(begin)

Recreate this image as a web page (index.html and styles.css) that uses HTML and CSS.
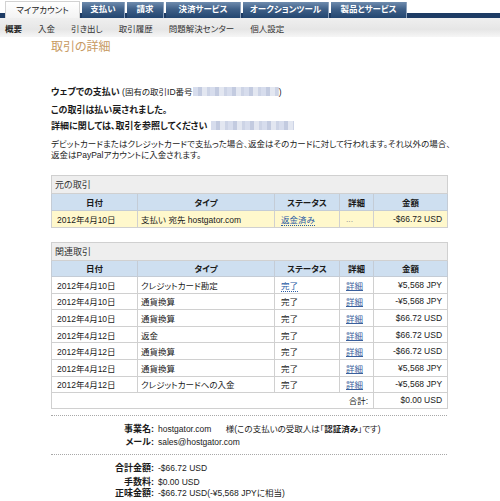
FILE: index.html
```html
<!DOCTYPE html>
<html lang="ja">
<head>
<meta charset="utf-8">
<title>取引の詳細</title>
<link rel="stylesheet" href="styles.css">
</head>
<body>
<div class="tabs">
  <div class="tab active w1">マイアカウント</div>
  <div class="tab w2">支払い</div>
  <div class="tab w3">請求</div>
  <div class="tab w4">決済サービス</div>
  <div class="tab w5">オークションツール</div>
  <div class="tab w6">製品とサービス</div>
</div>
<div class="subnav">
  <span class="sn current">概要</span>
  <span class="sn">入金</span>
  <span class="sn">引き出し</span>
  <span class="sn">取引履歴</span>
  <span class="sn">問題解決センター</span>
  <span class="sn">個人設定</span>
</div>
<div class="content">
  <h1 class="title">取引の詳細</h1>
  <p class="pay"><b>ウェブでの支払い</b> (固有の取引ID番号<span class="blur b1"></span>)</p>
  <p class="refund">この取引は払い戻されました。<br>詳細に関しては、取引を参照してください <span class="blur b2"></span></p>
  <p class="note">デビットカードまたはクレジットカードで支払った場合、返金はそのカードに対して行われます。それ以外の場合、<br>返金はPayPalアカウントに入金されます。</p>

  <table class="tx t1">
    <colgroup><col class="c1"><col class="c2"><col class="c3"><col class="c4"><col class="c5"></colgroup>
    <tr class="cap"><td colspan="5">元の取引</td></tr>
    <tr class="head"><th>日付</th><th>タイプ</th><th>ステータス</th><th>詳細</th><th>金額</th></tr>
    <tr class="hl"><td>2012年4月10日</td><td>支払い 宛先 hostgator.com</td><td><a class="dot">返金済み</a></td><td class="muted">...</td><td class="amt">-$66.72 USD</td></tr>
  </table>

  <table class="tx t2">
    <colgroup><col class="c1"><col class="c2"><col class="c3"><col class="c4"><col class="c5"></colgroup>
    <tr class="cap"><td colspan="5">関連取引</td></tr>
    <tr class="head"><th>日付</th><th>タイプ</th><th>ステータス</th><th>詳細</th><th>金額</th></tr>
    <tr><td>2012年4月10日</td><td>クレジットカード勘定</td><td><a class="dot">完了</a></td><td><a class="lnk">詳細</a></td><td class="amt">¥5,568 JPY</td></tr>
    <tr><td>2012年4月10日</td><td>通貨換算</td><td>完了</td><td><a class="lnk">詳細</a></td><td class="amt">-¥5,568 JPY</td></tr>
    <tr><td>2012年4月10日</td><td>通貨換算</td><td>完了</td><td><a class="lnk">詳細</a></td><td class="amt">$66.72 USD</td></tr>
    <tr><td>2012年4月12日</td><td>返金</td><td>完了</td><td><a class="lnk">詳細</a></td><td class="amt">$66.72 USD</td></tr>
    <tr><td>2012年4月12日</td><td>通貨換算</td><td>完了</td><td><a class="lnk">詳細</a></td><td class="amt">-$66.72 USD</td></tr>
    <tr><td>2012年4月12日</td><td>通貨換算</td><td>完了</td><td><a class="lnk">詳細</a></td><td class="amt">¥5,568 JPY</td></tr>
    <tr><td>2012年4月12日</td><td>クレジットカードへの入金</td><td>完了</td><td><a class="lnk">詳細</a></td><td class="amt">-¥5,568 JPY</td></tr>
    <tr class="total"><td colspan="4" class="amt">合計:</td><td class="amt">$0.00 USD</td></tr>
  </table>

  <div class="sep s1"></div>
  <div class="kv info">
    <div class="k">事業名:</div><div class="v">hostgator.com <span class="sama">様(この支払いの受取人は「<b>認証済み</b>」です)</span></div>
    <div class="k">メール:</div><div class="v">sales@hostgator.com</div>
  </div>
  <div class="sep s2"></div>
  <div class="kv sums">
    <div class="k">合計金額:</div><div class="v">-$66.72 USD</div>
    <div class="k">手数料:</div><div class="v">$0.00 USD</div>
    <div class="k last">正味金額:</div><div class="v last">-$66.72 USD(-¥5,568 JPYに相当)</div>
  </div>
</div>
</body>
</html>
```

FILE: styles.css
```css
html, body {
  margin: 0;
  padding: 0;
  background: #ffffff;
}
body {
  font-family: "Liberation Sans", "Noto Sans CJK JP", sans-serif;
  font-size: 8.5px;
  color: #1a1a1a;
  font-feature-settings: "palt";
  width: 500px;
  overflow: hidden;
}

/* top tabs */
.tabs {
  display: flex;
  gap: 2px;
  padding-left: 5px;
  height: 18px;
  background: linear-gradient(to bottom, transparent 0, transparent 13px, #1d3b64 13px, #1d3b64 18px);
}
.tab {
  margin-top: 2px;
  height: 16px;
  line-height: 15px;
  text-align: center;
  font-weight: bold;
  color: #ffffff;
  background: linear-gradient(to bottom, #6f8cae 0%, #3f6088 45%, #234670 100%);
  border-right: 1px solid #8ea3bd;
  box-sizing: border-box;
  white-space: nowrap;
  font-size: 8.5px;
}
.tab.active {
  margin-top: 1px;
  height: 17px;
  font-weight: normal;
  color: #222;
  background: linear-gradient(to bottom, #ffffff 0%, #f3f3f3 100%);
  border: 1px solid #d2d2d2;
  border-bottom: none;
  line-height: 16px;
}
.w1 { width: 75px; }
.w2 { width: 43px; }
.w3 { width: 37px; }
.w4 { width: 75px; }
.w5 { width: 86px; }
.w6 { width: 76px; }

/* sub navigation */
.subnav {
  height: 19px;
  display: flex;
  align-items: center;
  gap: 16px;
  padding-left: 5px;
  background: linear-gradient(to bottom, #efefef 0%, #e6e6e6 60%, #f6f6f6 100%);
  color: #333;
  white-space: nowrap;
}
.sn.current { font-weight: bold; color: #222; }

/* content */
.content {
  padding-left: 51px;
  width: 396px;
}
.title {
  margin: 3px 0 0 0;
  font-size: 12px;
  line-height: 14px;
  font-weight: normal;
  color: #c79a62;
}
.pay {
  margin: 33px 0 0 0;
  line-height: 11px;
  font-size: 8.5px;
  white-space: nowrap;
}
.pay b { font-size: 9px; }
.blur {
  display: inline-block;
  height: 9px;
  vertical-align: -1px;
  background:
    repeating-linear-gradient(90deg, #d7dded 0 5px, #c3cbe0 5px 9px, #e3e7f1 9px 14px, #cdd4e6 14px 17px);
}
.b1 { width: 86px; }
.b2 { width: 83px; margin-left: 1px; }
.refund {
  margin: 4px 0 0 0;
  line-height: 16px;
  font-weight: bold;
  font-size: 9px;
  white-space: nowrap;
}
.note {
  margin: 5px 0 0 0;
  line-height: 11px;
  font-size: 8.5px;
  white-space: nowrap;
  color: #222;
}

/* tables */
.tx {
  width: 396px;
  table-layout: fixed;
  border-collapse: collapse;
  border: 1px solid #c4c4c4;
}
.t1 { margin-top: 14px; }
.t2 { margin-top: 14px; }
.c1 { width: 86px; }
.c2 { width: 137px; }
.c3 { width: 65px; }
.c4 { width: 34px; }
.c5 { width: 74px; }
.tx td, .tx th {
  border: 1px solid #d0d0d0;
  padding: 0 3px;
  height: 15.6px;
  white-space: nowrap;
  overflow: hidden;
}
.tx td:first-child { padding-left: 5px; }
.tx td:nth-child(3), .tx td:nth-child(4) { padding-left: 6px; }
.tx .cap td {
  height: 17px;
  background: #eeeeee;
  padding-left: 3px;
  font-size: 9px;
  color: #333;
  border-bottom: 1px solid #d0d0d0;
}
.tx .head th {
  height: 15.5px;
  background: #cedff0;
  font-weight: bold;
  text-align: center;
  border-color: #c4ccd6;
}
.tx .hl td { background: #fff8cc; height: 16px; }
.tx td.amt { text-align: right; padding-right: 5px; }
.tx .total td { height: 14.5px; }
.muted { color: #999; }
a.dot {
  color: #2b5ca5;
  text-decoration: none;
  border-bottom: 1px dotted #2b5ca5;
}
a.lnk {
  color: #3a5f9c;
  text-decoration: underline;
}

/* separators and key-values */
.sep {
  width: 396px;
  border-top: 1px dotted #a8a8a8;
}
.s1 { margin-top: 6px; }
.s2 { margin-top: 5px; }
.kv {
  display: grid;
  grid-template-columns: 103px auto;
  column-gap: 4px;
  white-space: nowrap;
}
.info { margin-top: 7px; line-height: 13.3px; }
.sums { margin-top: 7px; line-height: 13.3px; }
.k {
  text-align: right;
  font-weight: bold;
  font-size: 9px;
}
.sama { margin-left: 12px; }
.last { line-height: 9px; }
```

(end)

● What the exercise asks: Copy each line that contains the word "index".

● Solution below:
Recreate this image as a web page (index.html and styles.css) that uses HTML and CSS.
FILE: index.html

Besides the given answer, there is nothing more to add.